"Doctor Brodie's Report" by Jorge Luis Borges (as translated by Norman Thomas DiGiovanni and Borges, originally <<El informe de Brodie>>), The Atlantic Monthly, January 1971, edited by Robert Manning; perhaps more easily read in the collection Doctor Brodie's Report, the Bantam paperback edition, posted for student use
"The Hen" and "The Smallest Woman in the World" by Clarice Lispector (as translated by Elizabeth Bishop), as first published, with "Marmosets" in Kenyon Review, Summer 1964, edited by Robie Macauley (and all three can be read at the KR site with a free registration, or paid subscription)
"The Last Worders" by Karen Joy Fowler, Lady Churchill's Rosebud Wristlet, June 2007 (issue 20), edited by Gavin Grant and Kelly Link; also can be read in the June 2019 issue of Lightspeed, edited by John Joseph Adams (and in Rich Horton's and also in Ellen Datlow and Grant and Link's best fantasy-fiction of the year annuals for 2008)
"Cannonball: Love Sinks" by Thom Jones, The Washington Post Magazine, 11 July 2004, edited by Leonard Downie, Jr.
Writers do tend to be outsiders to at least some degree, of course, observers of the lives of others and themselves, sometimes even accurately.
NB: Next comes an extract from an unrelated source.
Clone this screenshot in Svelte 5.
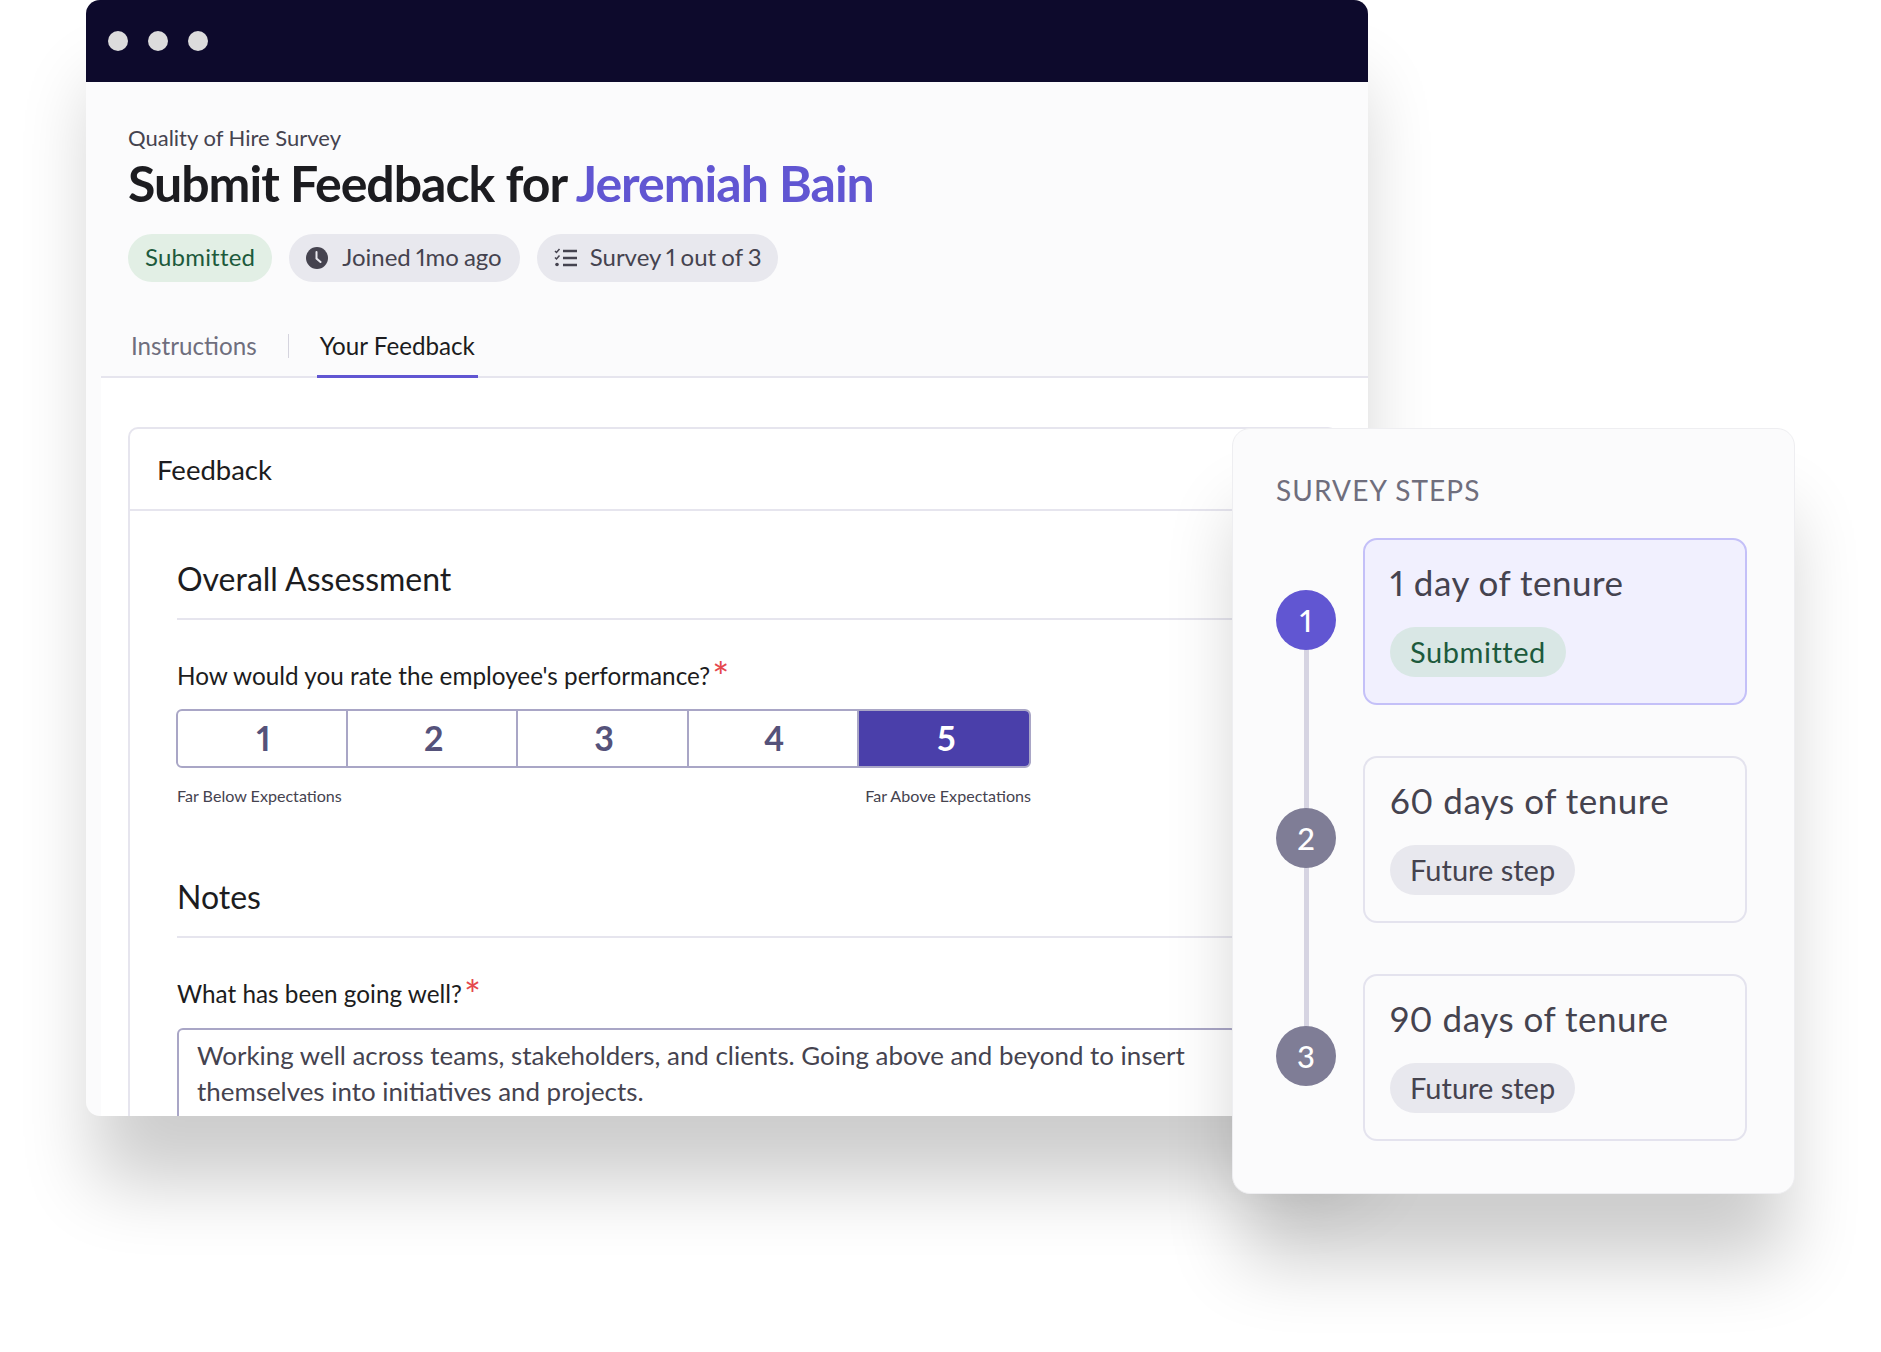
<script>
  const ratings = [1, 2, 3, 4, 5];
  const steps = [
    { n: 1, title: '1 day of tenure', status: 'Submitted', done: true },
    { n: 2, title: '60 days of tenure', status: 'Future step', done: false },
    { n: 3, title: '90 days of tenure', status: 'Future step', done: false }
  ];
</script>

<div class="stage">
  <div class="window">
    <div class="titlebar">
      <span class="dot"></span>
      <span class="dot"></span>
      <span class="dot"></span>
    </div>

    <div class="head">
      <p class="eyebrow">Quality of Hire Survey</p>
      <h1>Submit Feedback for <span class="name">Jeremiah Bain</span></h1>
      <div class="chips">
        <span class="chip green">Submitted</span>
        <span class="chip">
          <svg width="22" height="22" viewBox="0 0 22 22">
            <circle cx="11" cy="11" r="11" fill="#45434f" />
            <path d="M10.500 5v6.500l4 3.500" fill="none" stroke="#e8e8ee" stroke-width="2" stroke-linecap="round" />
          </svg>
          Joined 1mo ago
        </span>
        <span class="chip tight">
          <svg width="24" height="20" viewBox="0 0 24 20" fill="none" stroke="#45434f">
            <path d="M1 3l1.500 1.500L5.500 1M1 9.500l1.500 1.500L5.500 7.500" stroke-width="1.500" />
            <circle cx="3" cy="16.500" r="1.800" fill="#45434f" stroke="none" />
            <path d="M9 3h14M9 10h14M9 17h14" stroke-width="2.500" />
          </svg>
          Survey 1 out of 3
        </span>
      </div>
    </div>

    <nav class="tabs">
      <span class="tab">Instructions</span>
      <span class="sep"></span>
      <span class="tab active">Your Feedback</span>
    </nav>

    <div class="content">
      <div class="card">
        <div class="card-head">Feedback</div>
        <div class="card-body">
          <h2>Overall Assessment</h2>
          <div class="q">How would you rate the employee's performance?<span class="req">*</span></div>
          <div class="rating">
            {#each ratings as r}
              <div class="cell" class:on={r === 5}>{r}</div>
            {/each}
          </div>
          <div class="scale">
            <span>Far Below Expectations</span>
            <span>Far Above Expectations</span>
          </div>

          <h2 class="notes">Notes</h2>
          <div class="q">What has been going well?<span class="req">*</span></div>
          <div class="answer">Working well across teams, stakeholders, and clients. Going above and beyond to insert themselves into initiatives and projects.</div>
        </div>
      </div>
    </div>
  </div>

  <aside class="panel">
    <h3>SURVEY STEPS</h3>
    <div class="steps">
      {#each steps as s}
        <div class="step">
          <div class="num" class:current={s.done}>{s.n}</div>
          <div class="step-card" class:current={s.done}>
            <div class="step-title">{s.title}</div>
            <span class="pill" class:green={s.done}>{s.status}</span>
          </div>
        </div>
      {/each}
    </div>
  </aside>
</div>

<style>
  :global(body) {
    margin: 0;
    background: #fff;
    font-family: Lato, "Liberation Sans", sans-serif;
    font-variant-numeric: proportional-nums;
  }

  .stage {
    position: relative;
    width: 1881px;
    height: 1352px;
    overflow: hidden;
    padding-left: 86px;
    box-sizing: border-box;
  }

  .window {
    width: 1282px;
    height: 1116px;
    background: #fbfbfc;
    border-radius: 14px;
    overflow: hidden;
    box-shadow: 0 76px 74px -9px rgba(0, 0, 0, 0.2);
  }

  .titlebar {
    height: 82px;
    background: #0d0a2c;
    display: flex;
    align-items: center;
    gap: 20px;
    padding-left: 22px;
  }

  .dot {
    width: 20px;
    height: 20px;
    border-radius: 50%;
    background: #dcdcdc;
  }

  .head {
    padding: 42px 0 0 42px;
  }

  .eyebrow {
    margin: 0;
    font-size: 22px;
    line-height: 28px;
    color: #45434f;
  }

  h1 {
    margin: 1px 0 0;
    font-size: 50px;
    line-height: 60px;
    font-weight: 700;
    letter-spacing: -1px;
    color: #1c1c20;
  }

  .name {
    color: #6156d2;
  }

  .chips {
    display: flex;
    gap: 17px;
    margin-top: 21px;
  }

  .chip {
    height: 48px;
    padding: 0 18px 3px 17px;
    display: flex;
    align-items: center;
    gap: 14px;
    border-radius: 24px;
    background: #e8e8ee;
    color: #45434f;
    font-size: 24px;
    word-spacing: -1px;
    box-sizing: border-box;
  }

  .chip svg {
    margin-top: 3px;
  }

  .chip.tight {
    gap: 12px;
    padding-right: 16px;
  }

  .chip.green {
    background: #e2efe5;
    color: #1d5a3c;
    letter-spacing: 0.2px;
    padding-right: 17px;
  }

  .tabs {
    margin: 33px 0 0 15px;
    height: 61px;
    display: flex;
    align-items: center;
    border-bottom: 2px solid #e6e5ee;
  }

  .tab {
    font-size: 24.2px;
    color: #6f6e7d;
    padding: 0 3px;
    height: 61px;
    line-height: 62px;
    box-sizing: border-box;
    margin-left: 27px;
  }

  .sep {
    width: 1px;
    height: 24px;
    background: #d5d4de;
    margin: 0 28px 0 28px;
  }

  .tab.active {
    color: #1c1c20;
    margin-left: 0;
    border-bottom: 3px solid #6156d2;
    margin-bottom: -2px;
    height: 63px;
  }

  .content {
    margin-left: 15px;
    height: 800px;
    padding: 49px 0 0 27px;
    background: #fff;
    box-sizing: border-box;
  }

  .card {
    width: 1210px;
    background: #fff;
    border: 2px solid #e6e5ee;
    border-radius: 10px;
    box-sizing: border-box;
    height: 800px;
  }

  .card-head {
    height: 80px;
    line-height: 82px;
    padding-left: 27px;
    font-size: 27.5px;
    color: #1c1c20;
    border-bottom: 2px solid #e6e5ee;
  }

  .card-body {
    padding: 47px 0 0 47px;
  }

  h2 {
    margin: 0;
    font-size: 32px;
    font-weight: 400;
    line-height: 42px;
    height: 62px;
    color: #1c1c20;
    border-bottom: 2px solid #e6e5ee;
    box-sizing: border-box;
    width: 1100px;
  }

  .q {
    margin-top: 39px;
    font-size: 24.3px;
    line-height: 34px;
    color: #1c1c20;
  }

  .req {
    color: #e5484d;
    font-size: 40px;
    line-height: 0;
    margin-left: 2px;
    vertical-align: -7px;
  }

  .rating {
    margin: 16px 0 0 -1px;
    width: 855px;
    height: 59px;
    display: grid;
    grid-template-columns: repeat(5, 1fr);
    border: 2px solid #a9a6c6;
    border-radius: 6px;
    box-sizing: border-box;
    overflow: hidden;
  }

  .cell {
    display: flex;
    align-items: center;
    justify-content: center;
    padding: 0 0 2px 3px;
    font-size: 34px;
    font-weight: 700;
    color: #55527a;
    border-right: 2px solid #a9a6c6;
  }

  .cell.on {
    background: #4a3faa;
    color: #fff;
    border-right: 0;
    margin: -2px -2px -2px 0;
  }

  .scale {
    width: 854px;
    margin-top: 18px;
    display: flex;
    justify-content: space-between;
    font-size: 16.1px;
    line-height: 20px;
    color: #45434f;
  }

  h2.notes {
    margin-top: 71px;
    height: 61px;
    line-height: 40px;
  }

  .answer {
    margin-top: 17px;
    width: 1060px;
    height: 120px;
    padding: 7px 18px;
    border: 2px solid #a9a6c6;
    border-radius: 6px;
    font-size: 25.9px;
    line-height: 36px;
    color: #45434f;
    box-sizing: border-box;
  }

  .panel {
    position: absolute;
    left: 1232px;
    top: 428px;
    width: 563px;
    height: 766px;
    box-sizing: border-box;
    padding: 43px 47px 0 43px;
    background: #fbfbfc;
    border: 1px solid #eeeef1;
    border-radius: 18px;
    box-shadow: 0 76px 74px -9px rgba(0, 0, 0, 0.2);
  }

  h3 {
    margin: 0;
    font-size: 28px;
    line-height: 36px;
    font-weight: 400;
    letter-spacing: 1.1px;
    color: #6f6e7d;
  }

  .steps {
    position: relative;
    margin-top: 30px;
    display: flex;
    flex-direction: column;
    gap: 51px;
  }

  .steps::before {
    content: '';
    position: absolute;
    left: 28px;
    top: 83px;
    height: 436px;
    width: 5px;
    background: #d6d4e2;
  }

  .step {
    display: flex;
    align-items: center;
    gap: 27px;
    position: relative;
  }

  .num {
    width: 60px;
    height: 60px;
    margin-top: -3px;
    border-radius: 50%;
    background: #7f7d96;
    color: #fff;
    font-size: 31px;
    font-weight: 500;
    display: flex;
    align-items: center;
    justify-content: center;
  }

  .num.current {
    background: #6156d2;
  }

  .step-card {
    flex: 1;
    height: 167px;
    box-sizing: border-box;
    padding: 19px 25px 0;
    border: 2px solid #e4e3ee;
    border-radius: 14px;
  }

  .step-card.current {
    background: #f1f0fe;
    border-color: #c4c0f8;
  }

  .step-title {
    font-size: 35px;
    letter-spacing: 0.5px;
    line-height: 46px;
    color: #45434f;
  }

  .pill {
    display: inline-block;
    margin-top: 22px;
    height: 50px;
    line-height: 50px;
    padding: 0 20px;
    border-radius: 25px;
    background: #e8e8ee;
    color: #45434f;
    font-size: 29px;
  }

  .pill.green {
    background: #d9e7e5;
    color: #1d5a3c;
    letter-spacing: 0.55px;
  }
</style>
I read this essay from Vulture recently, Lili Anolik's take on her relation to Joan Didion and Eve Babitz, whom she wrote a book about, and Donna Tartt and her fellow students in the Class of '86 at Bennington College, most famously Jonathan Lethem and B. E. Ellis, whom she'd produced a podcast series about (an extension of this long essay in Eaquire). As usual with Vulture, a mix of gossipy biographical details and useful insights on how all these women she admires have made their way through the world. Anolik seeks, she notes, to get at the truth about these folks even if her subjects aren't so fond of what she discusses. Also, that sells.
So it can go with fiction-writers as well...Jorge Luis Borges was raised in relatively comfortable circumstances in and around Buenos Aires, Argentina, with his major life challenge running to his eyesight beginning to fail him at an early age...a grim fate for such a lover of the written word. Clarice Lispector was born in a Ukrainian shtetl, and her parents moved the family to Brazil to escape the Soviet pogroms; she would eventually marry a diplomat, and be posted with him in the U.S. and elsewhere, but got no joy out of being a diplo-spouse, and moved back to Brazil with the kids. They both were highly regarded at home and abroad for their work, but life at home wasn't always so easy (dictatorships tend to do that). I know (even) less about Karen Joy Fowler's personal life, though it's interesting that despite most of her work being fantastica, the novel she's best known for is The Jane Austen Book Club, a contemporary mimetic best-seller. And Thom Jones is best remembered for his collection The Pugilist at Rest, which was his best-selling book...his period of literary celebrity being sadly short. As with Robert F. Young, a published writer whose day-job for some time was as a janitor...not the happiest of conditions; his account, from the Washington Post Magazine, might actually be a straightforward memoir...however much shaped by time and reflection.